# [Set problem]
Copy, from the entries below, each line in which the string "React" appears.

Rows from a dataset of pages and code
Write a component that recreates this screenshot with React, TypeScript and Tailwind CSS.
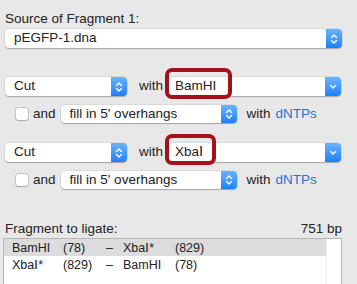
import React from "react";

const font = { fontFamily: '"Liberation Sans", Arial, sans-serif' };

const UpDown = () => (
  <svg width="8" height="12" viewBox="0 0 8 12" fill="none" stroke="white" strokeWidth="1.4" strokeLinecap="round" strokeLinejoin="round">
    <path d="M1.5 4.5 L4 2 L6.5 4.5" />
    <path d="M1.5 7.5 L4 10 L6.5 7.5" />
  </svg>
);

const Down = () => (
  <svg width="8" height="6" viewBox="0 0 8 6" fill="none" stroke="white" strokeWidth="1.4" strokeLinecap="round" strokeLinejoin="round">
    <path d="M1.5 1.5 L4 4 L6.5 1.5" />
  </svg>
);

const Popup = ({ label, className, combo }: { label: string; className: string; combo?: boolean }) => (
  <div className={`flex items-stretch bg-white rounded-[4px] shadow-[0_1px_1px_rgba(0,0,0,0.25),0_0_0_0.5px_rgba(0,0,0,0.12)] ${className}`}>
    <div className={`flex-1 flex items-center ${combo ? "pl-[6px]" : "pl-[9px]"} text-[13.5px] text-[#222]`}>{label}</div>
    <div className="w-[16px] flex items-center justify-center rounded-r-[4px] bg-gradient-to-b from-[#6bb2fb] to-[#1a7ff9]">
      {combo ? <Down /> : <UpDown />}
    </div>
  </div>
);

const CutRow = ({ enzyme, boxW }: { enzyme: string; boxW: string }) => (
  <div className="flex items-center h-[19px] ml-[5px]">
    <Popup label="Cut" className="w-[122px] h-[19px]" />
    <span className="ml-[12px] text-[13.5px] text-[#222]">with</span>
    <div className="relative ml-[6px] w-[172px] h-[19px]">
      <Popup label={enzyme} className="w-[172px] h-[19px]" combo />
      <div className={`absolute -left-[4px] -top-[9px] h-[31px] ${boxW} border-[4px] border-[#a3111b] rounded-[7px]`} />
    </div>
  </div>
);

const FillRow = () => (
  <div className="flex items-center h-[18px] ml-[16px]">
    <div className="w-[12px] h-[12px] bg-white rounded-[2px] shadow-[0_0_0_0.5px_rgba(0,0,0,0.3),0_1px_1px_rgba(0,0,0,0.15)]" />
    <span className="ml-[5px] text-[13.5px] text-[#222]">and</span>
    <Popup label="fill in 5' overhangs" className="ml-[5px] w-[176px] h-[18px]" />
    <span className="ml-[10px] text-[13.5px] text-[#222]">with</span>
    <span className="ml-[5px] text-[13.5px] text-[#1f73d6]">dNTPs</span>
  </div>
);

const rows = [
  ["BamHI", "(78)", "Xba\u2160*", "(829)"],
  ["Xba\u2160*", "(829)", "BamHI", "(78)"],
];

export default function App() {
  return (
    <div className="w-[357px] h-[284px] bg-[#e8e8e8] overflow-hidden" style={font}>
      <div className="pt-[11px] pl-[5px] h-[27px] text-[13.5px] leading-4 text-[#222]">Source of Fragment 1:</div>
      <Popup label="pEGFP-1.dna" className="ml-[5px] mt-[2px] w-[337px] h-[19px]" />
      <div className="mt-[29px]">
        <CutRow enzyme="BamHI" boxW="w-[67px]" />
      </div>
      <div className="mt-[9px]">
        <FillRow />
      </div>
      <div className="mt-[20px]">
        <CutRow enzyme={"Xba\u2160"} boxW="w-[51px]" />
      </div>
      <div className="mt-[9px]">
        <FillRow />
      </div>
      <div className="mt-[32px] ml-[5px] w-[337px] flex justify-between text-[13.5px] leading-4 text-[#222]">
        <span>Fragment to ligate:</span>
        <span>751 bp</span>
      </div>
      <div className="mt-[1px] ml-[3px] w-[339px] h-[60px] bg-white border-t border-l border-r border-[#b5b5b5] flex">
        <div className="flex-1 flex flex-col text-[12.5px] text-[#222]">
          {rows.map((r, i) => (
            <div key={i} className={`grid grid-cols-[51px_43px_17px_52px_1fr] h-[17px] items-center pl-[8px] ${i === 0 ? "bg-[#dcdcdc]" : ""}`}>
              <span>{r[0]}</span>
              <span>{r[1]}</span>
              <span>–</span>
              <span>{r[2]}</span>
              <span>{r[3]}</span>
            </div>
          ))}
        </div>
        <div className="w-[15px] border-l border-[#ededed] bg-white" />
      </div>
    </div>
  );
}
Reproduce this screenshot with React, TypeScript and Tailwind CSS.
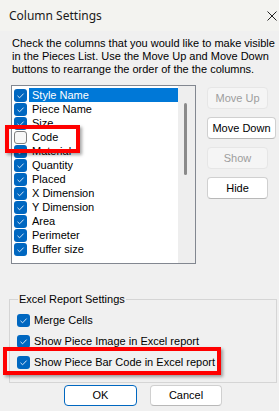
import React from "react";

const items: [string, boolean][] = [
  ["Style Name", true],
  ["Piece Name", true],
  ["Size", true],
  ["Code", false],
  ["Material", true],
  ["Quantity", true],
  ["Placed", true],
  ["X Dimension", true],
  ["Y Dimension", true],
  ["Area", true],
  ["Perimeter", true],
  ["Buffer size", true],
];

function Check({ checked }: { checked: boolean }) {
  return checked ? (
    <span className="flex h-[13px] w-[13px] shrink-0 items-center justify-center rounded-[3px] bg-[#0067c0]">
      <svg width="13" height="13" viewBox="0 0 13 13">
        <path d="M3.5 6.8 L5.6 8.8 L9.6 4.6" fill="none" stroke="#d6e6f7" strokeWidth="1" />
      </svg>
    </span>
  ) : (
    <span className="block h-[13px] w-[13px] shrink-0 rounded-[3px] border border-[#7f7f7f] bg-[#f7f7f7]" />
  );
}

function Btn({ label, enabled, wide }: { label: string; enabled: boolean; wide?: boolean }) {
  return (
    <div
      className={
        "flex h-[22px] items-center justify-center rounded-[4px] border " +
        (wide ? "w-[69px] " : "w-[61px] ") +
        (enabled
          ? "border-[#d0d0d0] border-b-[#b8b8b8] bg-white text-black"
          : "border-[#e6e6e6] bg-[#f5f5f5] text-[#9d9d9d]")
      }
    >
      {label}
    </div>
  );
}

export default function App() {
  return (
    <div className="relative h-[411px] w-[279px] overflow-hidden bg-[#f0f0f0] font-['Liberation_Sans',Arial,sans-serif] text-[11px] text-black">
      <div className="flex h-[31px] items-center justify-between bg-[#f3f3f0] pl-[9px] pr-[1px]">
        <span className="font-['Noto_Sans',sans-serif] text-[12px] text-[#1a1a1a]">Column Settings</span>
        <svg width="10" height="10" viewBox="0 0 10 10" className="mr-[1px]">
          <path d="M0.5 0.5 L9.5 9.5 M9.5 0.5 L0.5 9.5" stroke="#222" strokeWidth="1" />
        </svg>
      </div>

      <div className="ml-[12px] mt-[6px] whitespace-nowrap leading-[13px]">
        Check the columns that you would like to make visible
        <br />
        in the Pieces List. Use the Move Up and Move Down
        <br />
        buttons to rearrange the order of the the columns.
      </div>

      <div className="ml-[11px] mt-[9px] flex">
        <div className="flex h-[179px] w-[185px] border border-[#828790] bg-white">
          <div className="flex-1 pt-[2px]">
            {items.map(([label, checked], i) => (
              <div key={label} className="flex h-[14px] items-center">
                <span className="ml-[2px]">
                  <Check checked={checked} />
                </span>
                <span
                  className={
                    "ml-[2px] flex h-[14px] flex-1 items-center pl-[3px] leading-[14px] " +
                    (i === 0 ? "bg-[#0078d7] text-white" : "")
                  }
                >
                  {label}
                </span>
              </div>
            ))}
          </div>
          <div className="w-[17px] bg-[#eeeeee]">
            <div className="ml-[6px] mt-[17px] h-[72px] w-[3px] rounded-full bg-[#8a8a8a]" />
          </div>
        </div>
        <div className="ml-[11px] mt-[2px] flex flex-col gap-[8px]">
          <Btn label="Move Up" enabled={false} />
          <Btn label="Move Down" enabled wide />
          <Btn label="Show" enabled={false} />
          <Btn label="Hide" enabled />
        </div>
      </div>

      <div className="relative ml-[9px] mr-[2px] mt-[35px] h-[84px] border border-[#d5d5d5]">
        <span className="absolute left-[8px] top-[-7px] bg-[#f0f0f0] px-[1px] leading-[13px]">
          Excel Report Settings
        </span>
        <div className="flex flex-col gap-[7px] pl-[7px] pt-[13px]">
          {["Merge Cells", "Show Piece Image in Excel report", "Show Piece Bar Code in Excel report"].map((t) => (
            <div key={t} className="flex h-[14px] items-center">
              <Check checked />
              <span className="ml-[4px] leading-[14px]">{t}</span>
            </div>
          ))}
        </div>
      </div>

      <div className="ml-[64px] mt-[2px] flex gap-[13px]">
        <div className="flex h-[21px] w-[73px] items-center justify-center rounded-[4px] border border-[#0067c0] bg-white">
          OK
        </div>
        <div className="flex h-[21px] w-[72px] items-center justify-center rounded-[4px] border border-[#d0d0d0] border-b-[#b8b8b8] bg-white">
          Cancel
        </div>
      </div>

      <div className="pointer-events-none absolute left-[5px] top-[125px] h-[28px] w-[75px] border-[4px] border-[#ff0000] shadow-[2px_2px_3px_rgba(0,0,0,0.35)]" />
      <div className="pointer-events-none absolute left-[3px] top-[347px] h-[28px] w-[218px] border-[4px] border-[#ff0000] shadow-[2px_2px_3px_rgba(0,0,0,0.35)]" />
    </div>
  );
}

# [Result of this task]
Write a component that recreates this screenshot with React, TypeScript and Tailwind CSS.
import React from "react";
Reproduce this screenshot with React, TypeScript and Tailwind CSS.
import React from "react";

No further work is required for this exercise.